The Massachusetts Democrat has also toned down his act a bit—and by keeping his cool more often—has allowed critics and opponents to more easily appreciate his substantial intellect.
Frank has also appeared to have gained the upper hand in a rivalry with Sen. Chris Dodd of Connecticut, whose Banking Committee has similar jurisdiction as Frank's.
The problem with all of this is that there are those who fundamentally disagree with Frank's interventionist approach and think he's doing more harm that good. That would make him a loser.
Lloyd Blankfein: Blank Check
CEO, Goldman Sachs
Blankfein managed to avoid being one of Wall Street bad guys. Goldman took a bashing, as did his predecessor, Hank Paulson and Merrill Lynchboss John Thain.
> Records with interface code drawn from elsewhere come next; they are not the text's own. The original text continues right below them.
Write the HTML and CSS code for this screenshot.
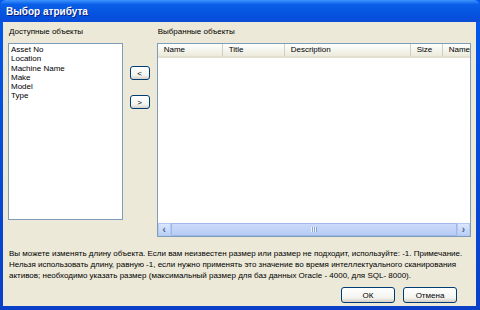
FILE: index.html
```html
<!DOCTYPE html>
<html>
<head>
    <meta charset="UTF-8" />
    <title>Выбор атрибута</title>
    <link rel="stylesheet" href="styles.css">
</head>
<body>
    <div class="window">
        <div class="titlebar">Выбор атрибута</div>
        <div class="client">
            <div class="lists">
                <div class="pane left">
                    <div class="caption">Доступные объекты</div>
                    <div class="listbox">
                        <div>Asset No</div>
                        <div>Location</div>
                        <div>Machine Name</div>
                        <div>Make</div>
                        <div>Model</div>
                        <div>Type</div>
                    </div>
                </div>
                <div class="movers">
                    <button class="btn small">&lt;</button>
                    <button class="btn small">&gt;</button>
                </div>
                <div class="pane right">
                    <div class="caption">Выбранные объекты</div>
                    <div class="listview">
                        <div class="header">
                            <div class="col c1">Name</div>
                            <div class="col c2">Title</div>
                            <div class="col c3">Description</div>
                            <div class="col c4">Size</div>
                            <div class="col c5">Name</div>
                        </div>
                        <div class="rows"></div>
                        <div class="hscroll">
                            <div class="arrow">&lsaquo;</div>
                            <div class="thumb"><span class="grip"></span></div>
                            <div class="arrow">&rsaquo;</div>
                        </div>
                    </div>
                </div>
            </div>
            <p class="note">Вы можете изменять длину объекта. Если вам неизвестен размер или размер не подходит, используйте: -1. Примечание.<br>Нельзя использовать длину, равную -1, если нужно применять это значение во время интеллектуального сканирования<br>активов; необходимо указать размер (максимальный размер для баз данных Oracle - 4000, для SQL- 8000).</p>
            <div class="actions">
                <button class="btn">ОК</button>
                <button class="btn">Отмена</button>
            </div>
        </div>
    </div>
</body>
</html>
```
FILE: styles.css
```css
body {
    margin: 0;
    background-color: #0a246a;
    font-family: "Liberation Sans", Arial, sans-serif;
    font-size: 8px;
    color: #000;
}

.window {
    width: 480px;
    height: 310px;
    box-sizing: border-box;
    display: flex;
    flex-direction: column;
    background: linear-gradient(#0058ee, #0a3fc8);
    padding: 0 4px 4px 3px;
}

.titlebar {
    height: 22px;
    line-height: 23px;
    color: #fff;
    font-family: "Liberation Sans", Arial, sans-serif;
    font-weight: bold;
    font-size: 10px;
    text-shadow: 1px 1px 0 #0a1e80;
    background: linear-gradient(#3d95ff 0%, #0a5fe8 20%, #0454e0 60%, #0a4cd8 100%);
    margin: 0 -4px 0 -3px;
    padding-left: 6px;
    border-radius: 6px 6px 0 0;
}

.client {
    flex: 1;
    background-color: #ece9d8;
    padding: 4px 5px 0 5px;
    display: flex;
    flex-direction: column;
}

.lists {
    display: flex;
    height: 210px;
}

.caption {
    height: 17px;
    line-height: 12px;
    padding-left: 1px;
}

.pane.left {
    width: 115px;
}

.listbox {
    height: 173px;
    background: #fff;
    border: 1px solid #7f9db9;
    padding: 1px 2px;
    line-height: 9.3px;
}

.movers {
    width: 34px;
    display: flex;
    flex-direction: column;
    align-items: center;
    padding-top: 40px;
    gap: 15px;
}

.btn {
    font-family: "Liberation Sans", Arial, sans-serif;
    font-size: 8px;
    width: 54px;
    height: 16px;
    padding: 0;
    border: 1px solid #003c74;
    border-radius: 3px;
    background: linear-gradient(#ffffff, #f3f3ef 70%, #d6d0c5);
    color: #000;
}

.btn.small {
    width: 20px;
    height: 14px;
    font-size: 8px;
}

.pane.right {
    flex: 1;
}

.listview {
    height: 192px;
    background: #fff;
    border: 1px solid #7f9db9;
    display: flex;
    flex-direction: column;
}

.header {
    display: flex;
    height: 12px;
    line-height: 12px;
    background: linear-gradient(#fff, #ebeadb);
    border-bottom: 2px solid #e2dfd0;
}

.col {
    padding-left: 6px;
    border-right: 1px solid #d0cfc0;
    box-sizing: border-box;
}

.c1 { width: 65px; }
.c2 { width: 62px; }
.c3 { width: 126px; }
.c4 { width: 32px; }
.c5 { flex: 1; border-right: none; }

.rows {
    flex: 1;
}

.hscroll {
    height: 13px;
    display: flex;
    background: #f3f1ec;
}

.arrow {
    width: 13px;
    line-height: 12px;
    text-align: center;
    font-size: 10px;
    font-weight: bold;
    color: #4d6185;
    background: linear-gradient(#dbe7fe, #b9cff7);
    border: 1px solid #b5c8f0;
    box-sizing: border-box;
}

.thumb {
    flex: 1;
    background: linear-gradient(#cbdaf9, #b7ccf5);
    border: 1px solid #9fb8ea;
    display: flex;
    align-items: center;
    justify-content: center;
}

.grip {
    width: 6px;
    height: 5px;
    background: repeating-linear-gradient(90deg, #eef4fe 0 1px, #8ca5d8 1px 2px);
}

.note {
    margin: 12px 0 0 0;
    padding-left: 1px;
    font-size: 8px;
    line-height: 11px;
    white-space: nowrap;
}

.actions {
    display: flex;
    justify-content: flex-end;
    gap: 8px;
    margin-top: 6px;
    padding-right: 14px;
}
```
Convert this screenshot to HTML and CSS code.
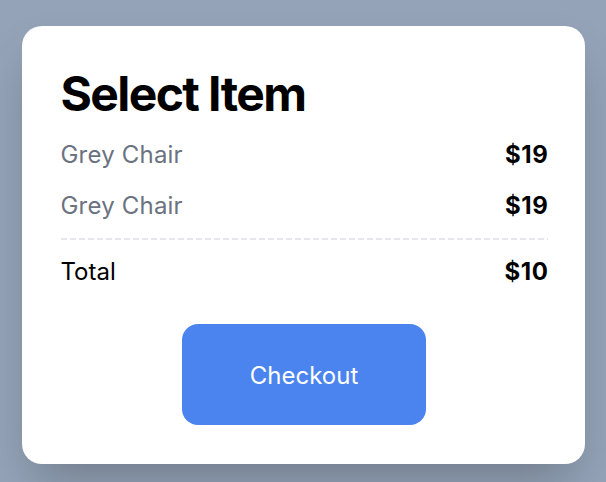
FILE: index.html
```html
<!DOCTYPE html>
<html lang="en">
<head>
<meta charset="utf-8">
<title>Select Item</title>
<link rel="stylesheet" href="styles.css">
</head>
<body>
  <main class="card">
    <h1 class="title">Select Item</h1>
    <div class="row">
      <span class="item-name">Grey Chair</span>
      <span class="price">$19</span>
    </div>
    <div class="row">
      <span class="item-name">Grey Chair</span>
      <span class="price">$19</span>
    </div>
    <div class="divider"></div>
    <div class="row total-row">
      <span class="total-label">Total</span>
      <span class="price">$10</span>
    </div>
    <div class="actions">
      <button class="checkout" type="button">Checkout</button>
    </div>
  </main>
</body>
</html>
```

FILE: styles.css
```css
html, body {
  margin: 0;
  padding: 0;
}

body {
  width: 606px;
  height: 482px;
  background: #94a3b8;
  font-family: Inter, "Noto Sans", "Liberation Sans", sans-serif;
  display: flex;
  justify-content: center;
  align-items: flex-start;
  padding-top: 26px;
  box-sizing: border-box;
  overflow: hidden;
}

.card {
  width: 563px;
  height: 438px;
  box-sizing: border-box;
  background: #ffffff;
  border-radius: 20px;
  padding: 40px 37px 38px 39px;
  box-shadow: 0 25px 50px -12px rgba(0, 0, 0, 0.25);
}

.title {
  margin: 0 0 7px 0;
  font-size: 48px;
  line-height: 56px;
  font-weight: 700;
  color: #000000;
  letter-spacing: -1.6px;
}

.row {
  display: flex;
  justify-content: space-between;
  align-items: center;
  height: 51px;
  font-size: 24px;
  line-height: 30px;
}

.item-name {
  color: #6b7280;
  letter-spacing: 0.2px;
}

.price {
  color: #000000;
  font-weight: 700;
  letter-spacing: 0.6px;
  margin-right: -1px;
}

.divider {
  height: 2px;
  margin-top: 7px;
  background: repeating-linear-gradient(to right, #e5e7eb 0 6px, transparent 6px 9px);
}

.total-row {
  height: 64px;
}

.total-label {
  color: #000000;
}

.actions {
  display: flex;
  justify-content: center;
  padding-top: 20px;
}

.checkout {
  width: 244px;
  height: 101px;
  border: none;
  border-radius: 16px;
  background: #4b84ee;
  color: #ffffff;
  font-family: inherit;
  font-size: 24px;
  padding-top: 3px;
  cursor: pointer;
}
```
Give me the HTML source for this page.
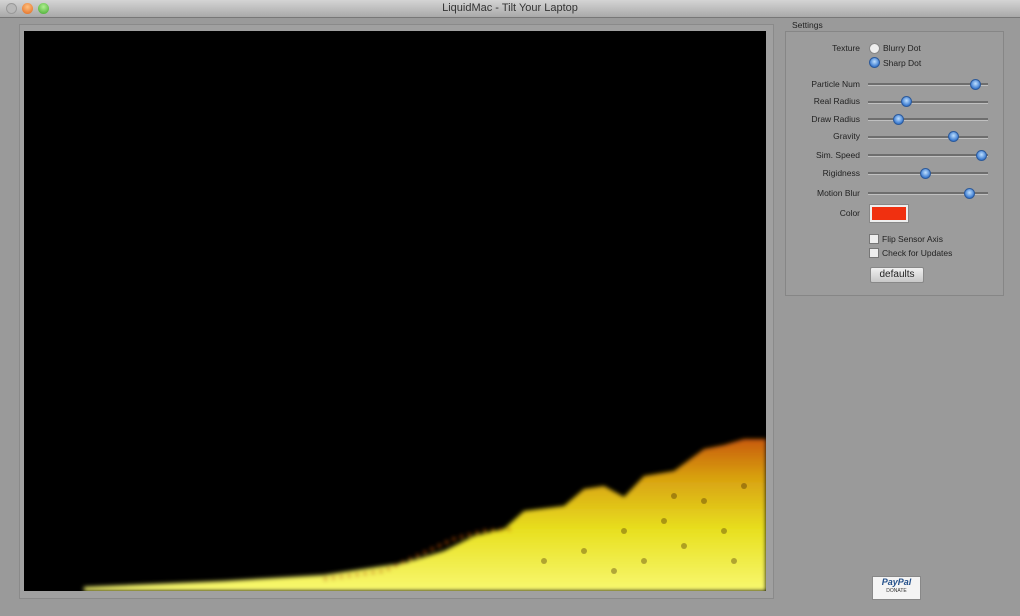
<!DOCTYPE html>
<html><head><style>
body{margin:0;width:1020px;height:616px;overflow:hidden;background:#9a9a9a;font-family:"Liberation Sans",sans-serif;position:relative}
.tb{position:absolute;left:0;top:0;width:1020px;height:17px;background:linear-gradient(#d4d4d4,#a9a9a9);border-bottom:1px solid #777}
.tl{position:absolute;top:3px;width:11px;height:11px;border-radius:50%}
.title{position:absolute;top:2px;left:0;width:1020px;text-align:center;font-size:11px;color:#333}
.frame{position:absolute;left:19px;top:24px;width:753px;height:573px;border:1px solid #8a8a8a;background:#a0a0a0}
.cv{position:absolute;left:24px;top:31px;width:742px;height:560px;background:#000;overflow:hidden}
.lab{position:absolute;font-size:8.5px;color:#222;text-align:right;width:100px}
.trk{position:absolute;left:868px;width:120px;height:2px;background:#6e6e6e;border-bottom:1px solid #c0c0c0}
.th{position:absolute;width:9px;height:9px;border-radius:50%;background:radial-gradient(circle at 50% 40%,#bfe0ff,#3a7ad0 70%);border:1px solid #2d5a9a}
.panel{position:absolute;left:785px;top:31px;width:217px;height:263px;border:1px solid #868686;background:#9c9c9c}
.sm{position:absolute;font-size:8.5px;color:#222}
.cb{position:absolute;width:8px;height:8px;background:#eee;border:1px solid #777}
</style></head><body>
<div class="tb"></div>
<div class="tl" style="left:6px;background:#b8b8b8;border:1px solid #999;width:9px;height:9px"></div>
<div class="tl" style="left:22px;background:radial-gradient(circle at 50% 35%,#ffc080,#e0661a)"></div>
<div class="tl" style="left:38px;background:radial-gradient(circle at 50% 35%,#b0f090,#3ea52a)"></div>
<div class="title">LiquidMac - Tilt Your Laptop</div>
<div class="frame"></div>
<div class="cv">
<svg width="742" height="560" style="position:absolute;left:0;top:0">
<defs><linearGradient id="g" x1="0" y1="0" x2="0" y2="1"><stop offset="0" stop-color="#c85a10"/><stop offset="0.25" stop-color="#d8a010"/><stop offset="0.6" stop-color="#e8e020"/><stop offset="1" stop-color="#f8f870"/></linearGradient>
<filter id="b"><feGaussianBlur stdDeviation="2"/></filter></defs>
<g filter="url(#b)">
<polygon fill="url(#g)" points="60,560 60,556 200,550 300,544 380,532 420,520 450,505 480,498 500,480 540,475 560,458 580,455 600,466 620,445 650,440 680,418 700,414 720,408 742,408 742,560"/>
<polyline fill="none" stroke="#c05010" stroke-width="3" stroke-dasharray="3 5" points="300,548 360,540 400,522 430,508 460,500 490,498"/>
</g>
<g fill="#3a2000" opacity="0.35">
<circle cx="600" cy="500" r="3"/><circle cx="640" cy="490" r="3"/><circle cx="680" cy="470" r="3"/><circle cx="700" cy="500" r="3"/><circle cx="560" cy="520" r="3"/><circle cx="620" cy="530" r="3"/><circle cx="660" cy="515" r="3"/><circle cx="720" cy="455" r="3"/><circle cx="520" cy="530" r="3"/><circle cx="590" cy="540" r="3"/><circle cx="650" cy="465" r="3"/><circle cx="710" cy="530" r="3"/>
</g>
</svg>
</div>
<div class="sm" style="left:792px;top:20px">Settings</div>
<div class="panel"></div>
<div class="lab" style="left:760px;top:43px">Texture</div>
<div class="th" style="left:869px;top:43px;background:#eee;border-color:#888"></div>
<div class="sm" style="left:883px;top:43px">Blurry Dot</div>
<div class="th" style="left:869px;top:57px"></div>
<div class="sm" style="left:883px;top:58px">Sharp Dot</div>
<div class="lab" style="left:760px;top:79px">Particle Num</div><div class="trk" style="top:83px"></div><div class="th" style="left:970px;top:79px"></div>
<div class="lab" style="left:760px;top:96px">Real Radius</div><div class="trk" style="top:101px"></div><div class="th" style="left:901px;top:96px"></div>
<div class="lab" style="left:760px;top:114px">Draw Radius</div><div class="trk" style="top:118px"></div><div class="th" style="left:893px;top:114px"></div>
<div class="lab" style="left:760px;top:131px">Gravity</div><div class="trk" style="top:136px"></div><div class="th" style="left:948px;top:131px"></div>
<div class="lab" style="left:760px;top:150px">Sim. Speed</div><div class="trk" style="top:154px"></div><div class="th" style="left:976px;top:150px"></div>
<div class="lab" style="left:760px;top:168px">Rigidness</div><div class="trk" style="top:172px"></div><div class="th" style="left:920px;top:168px"></div>
<div class="lab" style="left:760px;top:188px">Motion Blur</div><div class="trk" style="top:192px"></div><div class="th" style="left:964px;top:188px"></div>
<div class="lab" style="left:760px;top:208px">Color</div>
<div style="position:absolute;left:870px;top:205px;width:34px;height:13px;background:#f03010;border:2px solid #eee;outline:1px solid #888"></div>
<div class="cb" style="left:869px;top:234px"></div><div class="sm" style="left:882px;top:234px">Flip Sensor Axis</div>
<div class="cb" style="left:869px;top:248px"></div><div class="sm" style="left:882px;top:248px">Check for Updates</div>
<div style="position:absolute;left:870px;top:267px;width:52px;height:14px;background:linear-gradient(#f0f0f0,#c8c8c8);border:1px solid #888;border-radius:2px;font-size:10px;text-align:center;line-height:14px;color:#222">defaults</div>
<div style="position:absolute;left:872px;top:576px;width:47px;height:22px;background:#f4f4f4;border:1px solid #888">
<div style="font-size:9px;font-weight:bold;font-style:italic;color:#24508a;text-align:center;line-height:11px">PayPal</div>
<div style="font-size:5px;color:#333;text-align:center">DONATE</div></div>
</body></html>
But Blankfein did his penance—by appearing before Congress, declining a bonus for 2008—and slipped into the background.
He's also said some of the right things—somewhat fuzzy—about Wall Street compensation being out of whack and some fiscal reform being necessary.
Most importantly to investors, Goldman Sachs is making lots of money again and the stock is pushing $200-a-share.
Blankfein appears to have escaped a potential firestorm over year-end bonuses, which at this point are being pegged close to their record level in 2007. That may change in the weeks and months ahead, but for now few would consider them anything other than a winner.
There's another way to look at Blankfein. The world had overlooked him and he's of no consequence.
Steve Jobs: Apple Of His Eye
We're not being cute here. Sometimes, it's hard to separate man and company. At the same time, they both seemed to have done pretty well without each other for a brief spell this year.
How brief we'll never know, given the shroud of secrecy and, some would say, deception surrounding the circumstances of his illness and absence. It's one of those rare cases where the term fiduciary duty actually comes to mind.
In one context, Jobs is a winner because he is alive (hey, everybody's a winner). More broadly, Apple's stock is in nose-bleed territory again and the earnings machine powers on.
As usual, the big question is whether iPhone sales will disappoint.